One of the biggest keys to the Vikings' magical 1998 season was an offensive line that featured numerous Pro Bowl talents and a lineup that had played together for years. Only one of 1998's starting offensive linemen remains — David Dixon — but the Vikings could be in the beginning stages of forming a line that lasts for years.
In 1998, it was Todd Steussie, Randall McDaniel, Jeff Christy, David Dixon and Korey Stringer that composed the starting lineup. All but Stringer started every game, and he started 14 of the 16 regular-season games. It was a cast that helped Robert Smith gain 1,187 yards on a 4.8-yard average, and Leroy Hoard averaged 4.2 yards while gaining 479 yards. Cris Carter and Randy Moss each had more than 1,000 yards receiving, Randall Cunningham threw for 3,704 yards and Brad Johnson had 747.
That was only four years ago. All but Dixon and Moss have left as starters in the offense, but there is reason for optimism this year.
The current starting manpower on the offensive line, from left to right, features rookie No. 1 pick Bryant McKinnie, Corbin Lacina and Everett Lindsay splitting time at left guard, Pro Bowl center Matt Birk, Dixon and right tackle Chris Liwienski. While that formation should serve the Vikings offense better than last year — with McKinnie much more of a natural left tackle than Brad Badger — by the start of 2003 the line could have a new look — by choice, not by force.
Before the drafting of McKinnie, tackle Lewis Kelly was getting consistent praise from head coach and former offensive line coach Mike Tice. Kelly was sent to NFL Europe this spring, where he continued to show improvement. Current offensive line coach Steve Loney took notice.

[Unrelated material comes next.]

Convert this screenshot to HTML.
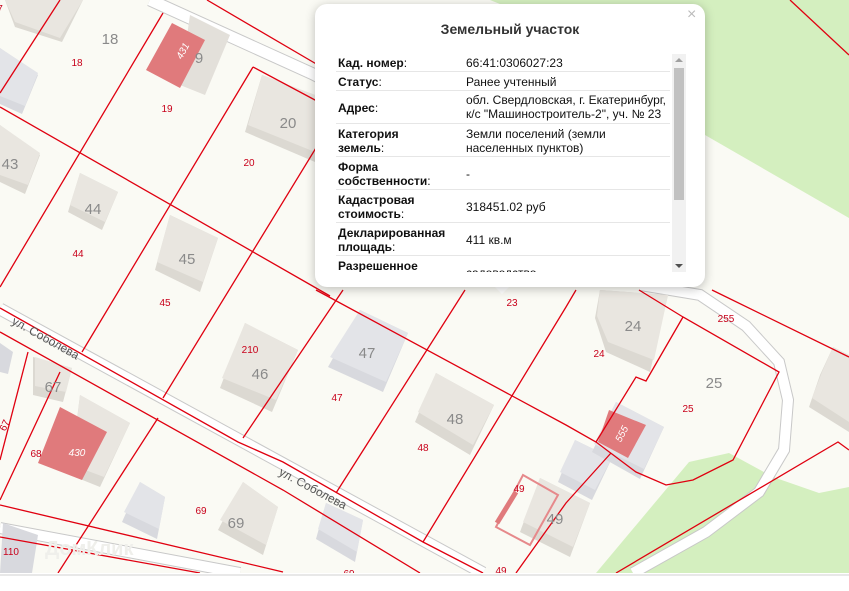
<!DOCTYPE html>
<html><head><meta charset="utf-8">
<style>
html,body{margin:0;padding:0;background:#fff;}
body{width:849px;height:591px;position:relative;overflow:hidden;font-family:"Liberation Sans",sans-serif;}
svg{position:absolute;left:0;top:0;}
.popup{position:absolute;left:315px;top:4px;width:390px;height:283px;background:#fff;border-radius:12px;box-shadow:0 2px 10px rgba(0,0,0,0.25);}
.arrow{position:absolute;left:492px;top:284px;width:0;height:0;border-left:10px solid transparent;border-right:10px solid transparent;border-top:10px solid #fff;}
.title{position:absolute;left:0;width:390px;top:17px;text-align:center;font-weight:bold;font-size:14px;color:#333;}
.close{position:absolute;left:372px;top:2px;font-size:16px;color:#bbb;}
.scroll{position:absolute;left:21px;top:50px;width:334px;height:218px;overflow:hidden;}
.row{position:absolute;left:0;width:334px;border-bottom:1px solid #e6e6e6;font-size:12px;color:#111;line-height:14px;}
.row .l{position:absolute;left:2px;font-weight:bold;}
.row .l span{font-weight:normal;}
.row .v{position:absolute;left:130px;}
.sb{position:absolute;left:357px;top:50px;width:14px;height:218px;background:#f1f1f1;}
.thumb{position:absolute;left:2px;top:14px;width:10px;height:132px;background:#c1c1c1;}
.bottomline{position:absolute;left:0;top:574px;width:849px;height:2px;background:#e8e8e8;}
</style></head><body>
<svg width="849" height="573" viewBox="0 0 849 573" font-family="Liberation Sans, sans-serif">
<rect width="849" height="573" fill="#fafaf4"/>
<polygon points="490,0 849,0 849,218 705,135 640,60" fill="#d4efbf"/>
<polygon points="596,573 689,462 729,453 773,477 819,493 849,487 849,573" fill="#d4efbf"/>
<g fill="none">
<path d="M0,309 L483,573" stroke="#c8c8c8" stroke-width="13"/>
<path d="M0,309 L483,573" stroke="#fff" stroke-width="11"/>
<path d="M0,528 L240,573" stroke="#c8c8c8" stroke-width="12"/>
<path d="M0,528 L240,573" stroke="#fff" stroke-width="10"/>
<path d="M150,0 L313,74 L340,88" stroke="#c8c8c8" stroke-width="13"/>
<path d="M150,0 L313,74 L340,88" stroke="#fff" stroke-width="11"/>
<path d="M640,285 L700,295 L746,326 L779,362 L788,400 L784,450 L759,492 L706,532 L633,573" stroke="#c8c8c8" stroke-width="12"/>
<path d="M640,285 L700,295 L746,326 L779,362 L788,400 L784,450 L759,492 L706,532 L633,573" stroke="#fff" stroke-width="10"/>
</g>
<g>
<polygon points="5,0 83,0 62,42 15,27" fill="#dcd9d2"/><polygon points="5,0 83,0 60,38 15,22" fill="#e9e6e0"/>
<polygon points="0,48 38,75 22,114 0,104" fill="#d8d9de"/><polygon points="0,48 38,73 25,106 0,96" fill="#e3e4e8"/>
<polygon points="0,125 40,155 25,194 0,182" fill="#dcd9d2"/><polygon points="0,125 40,153 28,185 0,175" fill="#e9e6e0"/>
<polygon points="80,173 118,192 102,230 68,212" fill="#dcd9d2"/><polygon points="80,173 118,192 105,222 70,205" fill="#e9e6e0"/>
<polygon points="170,215 218,238 200,292 155,270" fill="#dcd9d2"/><polygon points="170,215 218,238 203,282 157,262" fill="#e9e6e0"/>
<polygon points="262,75 315,95 315,162 245,132" fill="#dcd9d2"/><polygon points="262,75 315,95 315,152 248,125" fill="#e9e6e0"/>
<polygon points="190,15 230,35 205,95 180,85" fill="#e3e0da"/>
<polygon points="172,23 205,40 180,88 146,70" fill="#e07a7c"/>
<polygon points="245,323 298,350 272,412 220,388" fill="#dcd9d2"/><polygon points="245,323 298,350 276,400 222,378" fill="#e9e6e0"/>
<polygon points="360,310 408,333 383,392 328,367" fill="#d8d9de"/><polygon points="360,310 408,333 386,382 330,357" fill="#e3e4e8"/>
<polygon points="436,373 494,405 470,455 415,422" fill="#dcd9d2"/><polygon points="436,373 494,405 473,445 418,412" fill="#e9e6e0"/>
<polygon points="540,478 590,503 570,557 520,532" fill="#dcd9d2"/><polygon points="540,478 590,503 573,547 523,522" fill="#e9e6e0"/>
<polygon points="575,440 612,458 592,500 558,482" fill="#d8d9de"/><polygon points="575,440 612,458 595,490 560,472" fill="#e3e4e8"/>
<polygon points="616,402 664,427 640,479 592,452" fill="#d8d9de"/><polygon points="616,402 664,427 644,469 594,444" fill="#e3e4e8"/>
<polygon points="609,410 646,425 628,458 598,442" fill="#e07a7c"/>
<polygon points="600,290 668,295 650,372 606,352 595,318" fill="#dcd9d2"/><polygon points="600,290 668,295 654,360 608,342 597,316" fill="#e9e6e0"/>
<polygon points="833,347 849,355 849,432 809,407 820,375" fill="#dcd9d2"/><polygon points="833,347 849,355 849,422 812,398 822,372" fill="#e9e6e0"/>
<polygon points="33,357 72,368 63,402 33,395" fill="#dcd9d2"/><polygon points="35,357 72,368 66,392 35,386" fill="#e9e6e0"/>
<polygon points="80,395 130,423 100,487 70,475" fill="#dcd9d2"/><polygon points="80,395 130,423 104,477 72,465" fill="#e9e6e0"/>
<polygon points="60,407 107,432 82,480 38,463" fill="#e07a7c"/>
<polygon points="0,343 13,352 8,374 0,372" fill="#d8d9de"/>
<polygon points="140,482 165,497 157,539 122,522" fill="#d8d9de"/><polygon points="140,482 165,497 159,529 124,512" fill="#e3e4e8"/>
<polygon points="243,482 278,507 263,555 218,530" fill="#dcd9d2"/><polygon points="243,482 278,507 266,545 220,520" fill="#e9e6e0"/>
<polygon points="3,523 38,535 32,573 0,573" fill="#d8d9de"/>
<polygon points="326,503 363,520 355,562 316,539" fill="#d8d9de"/><polygon points="326,503 363,520 357,552 318,529" fill="#e3e4e8"/>
</g>
<polygon points="523,475 558,495 530,545 496,527" fill="none" stroke="#e6898b" stroke-width="2"/>
<line x1="497" y1="523" x2="516" y2="492" stroke="#e07a7c" stroke-width="5"/>
<g fill="none" stroke="#e00010" stroke-width="1.3">
<path d="M0,93 L60,0"/>
<path d="M163,13 L0,287"/>
<path d="M0,107 L330,296"/>
<path d="M207,0 L330,72"/>
<path d="M253,67 L330,108"/>
<path d="M253,67 L82,352"/>
<path d="M330,125 L163,398"/>
<path d="M0,308 L238,442 L283,462 L423,542 L483,573"/>
<path d="M0,332 L283,490 L420,573"/>
<path d="M243,438 L343,290"/>
<path d="M28,352 L0,460"/>
<path d="M60,372 L0,500"/>
<path d="M158,418 L58,573"/>
<path d="M0,505 L283,572"/>
<path d="M0,537 L200,573"/>
<path d="M316,290 L566,425 L596,442 L636,472 L666,485 L693,480 L733,460 L779,372 L683,317 L639,290"/>
<path d="M683,317 L646,381 L636,377 L596,442"/>
<path d="M336,493 L465,290"/>
<path d="M423,542 L566,307 L576,290"/>
<path d="M516,573 L566,503 L611,453"/>
<path d="M712,290 L849,357"/>
<path d="M616,573 L838,442 L849,450"/>
<path d="M790,0 L849,55"/>
</g>
<g fill="#c8001a" font-size="10" text-anchor="middle">
<text x="77" y="66">18</text><text x="167" y="112">19</text><text x="249" y="166">20</text>
<text x="78" y="257">44</text><text x="165" y="306">45</text><text x="250" y="353">210</text>
<text x="337" y="401">47</text><text x="423" y="451">48</text><text x="501" y="574">49</text>
<text x="201" y="514">69</text><text x="36" y="457">68</text><text x="11" y="555">110</text>
<text x="599" y="357">24</text><text x="688" y="412">25</text><text x="726" y="322">255</text>
<text x="512" y="306">23</text><text x="519" y="492">49</text><text x="349" y="577">69</text>
<text x="4" y="429" transform="rotate(-65 4 425)">67</text>
<text x="0" y="12">7</text>
</g>
<g fill="#fff" font-size="10" text-anchor="middle" font-style="italic">
<text x="77" y="456">430</text>
<text x="183" y="54" transform="rotate(-62 183 51)">431</text>
<text x="622" y="437" transform="rotate(-62 622 434)">555</text>
</g>
<g fill="#8a8a8a" font-size="15" text-anchor="middle">
<text x="110" y="44">18</text><text x="199" y="63">9</text><text x="288" y="128">20</text>
<text x="10" y="169">43</text><text x="93" y="214">44</text><text x="187" y="264">45</text>
<text x="260" y="379">46</text><text x="367" y="358">47</text><text x="455" y="424">48</text>
<text x="555" y="524">49</text><text x="236" y="528">69</text><text x="53" y="392">67</text>
<text x="633" y="331">24</text><text x="714" y="388">25</text>
</g>
<g fill="#555" font-size="12">
<text x="13" y="324" transform="rotate(29 13 320)">ул. Соболева</text>
<text x="280" y="475" transform="rotate(28 280 471)">ул. Соболева</text>
</g>
<text x="45" y="555" fill="#efefeb" font-size="20" font-weight="bold">ДомКлик</text>
</svg>
<div class="bottomline"></div>
<div class="arrow"></div>
<div class="popup">
<div class="close">×</div>
<div class="title">Земельный участок</div>
<div class="scroll">
<div class="row" style="top:0;height:17px"><span class="l" style="top:2px">Кад. номер<span>:</span></span><span class="v" style="top:2px">66:41:0306027:23</span></div>
<div class="row" style="top:18px;height:18px"><span class="l" style="top:3px">Статус<span>:</span></span><span class="v" style="top:3px">Ранее учтенный</span></div>
<div class="row" style="top:37px;height:32px"><span class="l" style="top:10px">Адрес<span>:</span></span><span class="v" style="top:2px">обл. Свердловская, г. Екатеринбург,<br>к/с "Машиностроитель-2", уч. № 23</span></div>
<div class="row" style="top:70px;height:32px"><span class="l" style="top:3px">Категория<br>земель<span>:</span></span><span class="v" style="top:3px">Земли поселений (земли<br>населенных пунктов)</span></div>
<div class="row" style="top:103px;height:32px"><span class="l" style="top:3px">Форма<br>собственности<span>:</span></span><span class="v" style="top:10px">-</span></div>
<div class="row" style="top:136px;height:32px"><span class="l" style="top:3px">Кадастровая<br>стоимость<span>:</span></span><span class="v" style="top:10px">318451.02 руб</span></div>
<div class="row" style="top:169px;height:32px"><span class="l" style="top:3px">Декларированная<br>площадь<span>:</span></span><span class="v" style="top:10px">411 кв.м</span></div>
<div class="row" style="top:202px;height:32px;border:none"><span class="l" style="top:3px">Разрешенное<br>использование<span>:</span></span><span class="v" style="top:10px">садоводство</span></div>
</div>
<div class="sb"><div class="thumb"></div>
<div style="position:absolute;left:3px;top:4px;border-left:4px solid transparent;border-right:4px solid transparent;border-bottom:4px solid #a0a0a0"></div>
<div style="position:absolute;left:3px;top:210px;border-left:4px solid transparent;border-right:4px solid transparent;border-top:4px solid #505050"></div>
</div>
</div>
</body></html>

"I've graded him [Kelly] each game that he's played," Loney said of Lewis' NFL Europe experience. "I'm glad he's part of the team as well. I think he's a guy that is going to give us some snaps. This experience has been a great one for him.
"There are some games better than others, but he's done well."
Although Kelly missed some time in Europe because of injuries, none was significant and nothing is expected to hinder his continued progression as an NFL offensive lineman when he reports to Mankato's training camp on July 26.
Kelly's return to the Vikings gives the future of the offensive line some options in years to come. Liwienski is still expected to hold down the right tackle spot this year, but he was moved from starting left guard to right tackle only after the death of Korey Stringer last August. Currently, opinions on Liwienski's natural position vary, but if Kelly can prove himself as a reliable backup this year who is only an opportunity away from being a full-time starter, then Liwienski could move back to guard.
Either way, Kelly is likely to stay at tackle, Loney said. "He's going to be a tackle, and you've got to see where he's going to play."
With Kelly staying at tackle, the long-term future of the line is up for debate, but it seems that the aforementioned changes could take place before 2003.
"It's tough to speculate, but you'd say if all three [McKinnie, Liwienski and Kelly] are prepared to be starters, just given body type and everything, that Chris Liwienski, until the tragedy last year, that he was going to be a guard," Loney said. "He's had training as a guard, so I guess initially you'd say that would be the thing. Without really knowing hands-on how Lewis fits in, that's all speculation."
The starting center position is probably locked up until at least 2008 with the long-term contract of Birk. Cory Withrow is the primary backup there, with Lindsay also getting some snaps as an emergency backup. Loney said he wants three centers ready to go at all times because it is a position that requires extra experience with snapping the ball and making line calls.
That leaves guard — both the current situation and the future — up for debate.
The present is Lacina and Lindsay rotating on left side.
"I consider both to be starters, because, number one, I don't think you can play [Lacina] every snap of every game for 16 straight games. He's a guy that is going to need to get a break every now and then," Loney said. "The thing about Everett Lindsay is that you hate to just set him in one spot because he has prepared at these minicamps and developmental camps at all five positions. That unbelievable versatility makes him very valuable to us."
Another rookie draft choice, Ed Ta'amu, taken in the fourth round, looked strong during the Vikings' camps last month and could be a factor — potentially a starter — in the near future.
"He's good," Loney said. "I think he'll have a long career in the NFL. He played with good base. You don't see him get knocked off his feet much. He has excellent hands. He's a strong, brute force and he is a better pass protector than I really thought he was going to be coming in. So he's exceeded my expectations. I'm really happy that we drafted him."
Ta'amu could back up at either of the guards, but it will depend on his progress between now and the end of preseason. "He's going to fill that role at some point and time. How quick, whether it is by midseason, the start of the season, all that depends on the preseason and how quickly he competes," Loney said.
Much of the future of the offensive line is dependant on a number of unknowns, but certainly the Vikings have the potential to rebuild their offensive line into a formidable group that, if they can stay together a few years, has the potential to return to the consistency of 1998.